*Problem details*: From the entries below, copy out every line with "screenshot" in it.

BEGIN Raw data

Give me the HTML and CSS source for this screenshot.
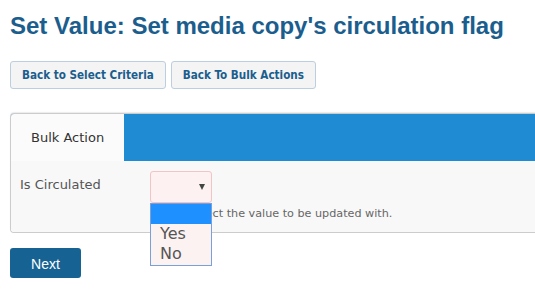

END Raw data
BEGIN Raw data

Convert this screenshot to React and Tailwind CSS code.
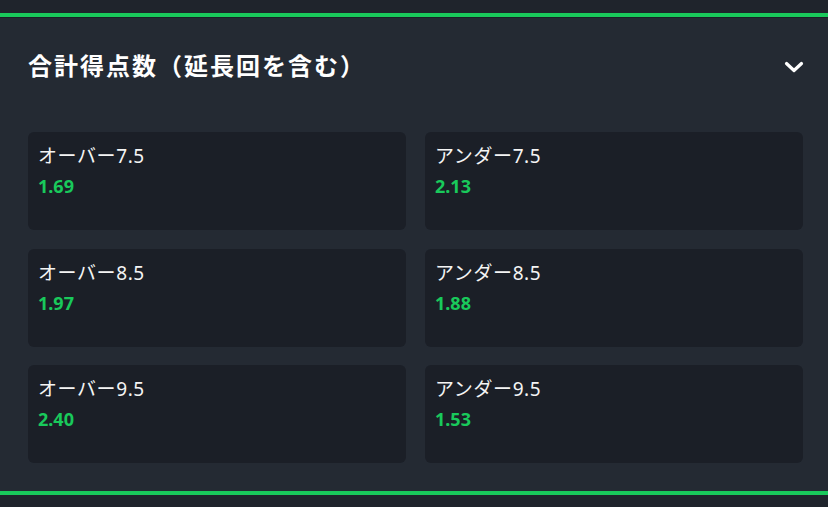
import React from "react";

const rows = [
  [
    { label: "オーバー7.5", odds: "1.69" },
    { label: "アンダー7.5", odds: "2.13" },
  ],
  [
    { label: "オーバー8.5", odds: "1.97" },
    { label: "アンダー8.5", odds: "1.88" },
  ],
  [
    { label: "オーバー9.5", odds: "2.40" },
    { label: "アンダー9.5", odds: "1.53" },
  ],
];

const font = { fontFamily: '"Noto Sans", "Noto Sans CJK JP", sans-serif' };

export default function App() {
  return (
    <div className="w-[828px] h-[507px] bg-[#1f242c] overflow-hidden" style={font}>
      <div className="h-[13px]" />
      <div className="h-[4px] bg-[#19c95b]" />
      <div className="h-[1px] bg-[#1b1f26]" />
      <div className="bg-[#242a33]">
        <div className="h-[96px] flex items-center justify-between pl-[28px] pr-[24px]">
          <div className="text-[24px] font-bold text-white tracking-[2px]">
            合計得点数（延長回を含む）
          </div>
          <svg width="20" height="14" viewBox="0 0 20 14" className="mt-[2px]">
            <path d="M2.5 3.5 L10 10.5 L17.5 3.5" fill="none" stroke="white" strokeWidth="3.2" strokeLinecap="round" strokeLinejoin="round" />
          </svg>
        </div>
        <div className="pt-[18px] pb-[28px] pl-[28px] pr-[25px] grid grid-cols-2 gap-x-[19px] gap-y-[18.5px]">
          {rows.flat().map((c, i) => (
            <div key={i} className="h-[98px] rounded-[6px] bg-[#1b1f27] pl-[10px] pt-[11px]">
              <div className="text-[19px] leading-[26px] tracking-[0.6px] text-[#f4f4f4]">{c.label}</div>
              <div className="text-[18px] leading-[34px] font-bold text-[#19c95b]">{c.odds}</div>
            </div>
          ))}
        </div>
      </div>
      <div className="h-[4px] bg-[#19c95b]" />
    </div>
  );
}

END Raw data
BEGIN Raw data

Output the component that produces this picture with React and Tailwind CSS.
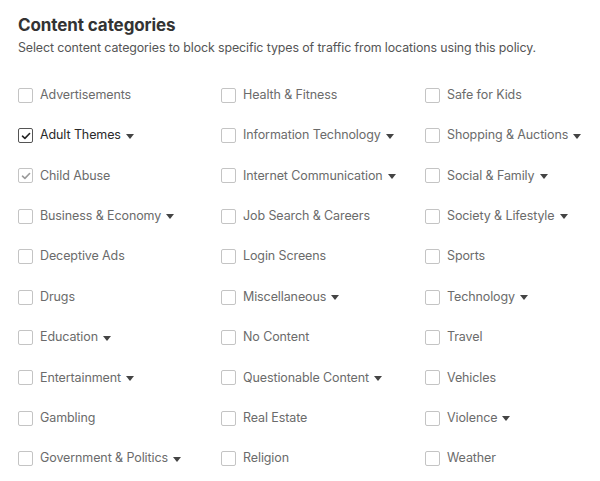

END Raw data

*Task result*:
Give me the HTML and CSS source for this screenshot.
Convert this screenshot to React and Tailwind CSS code.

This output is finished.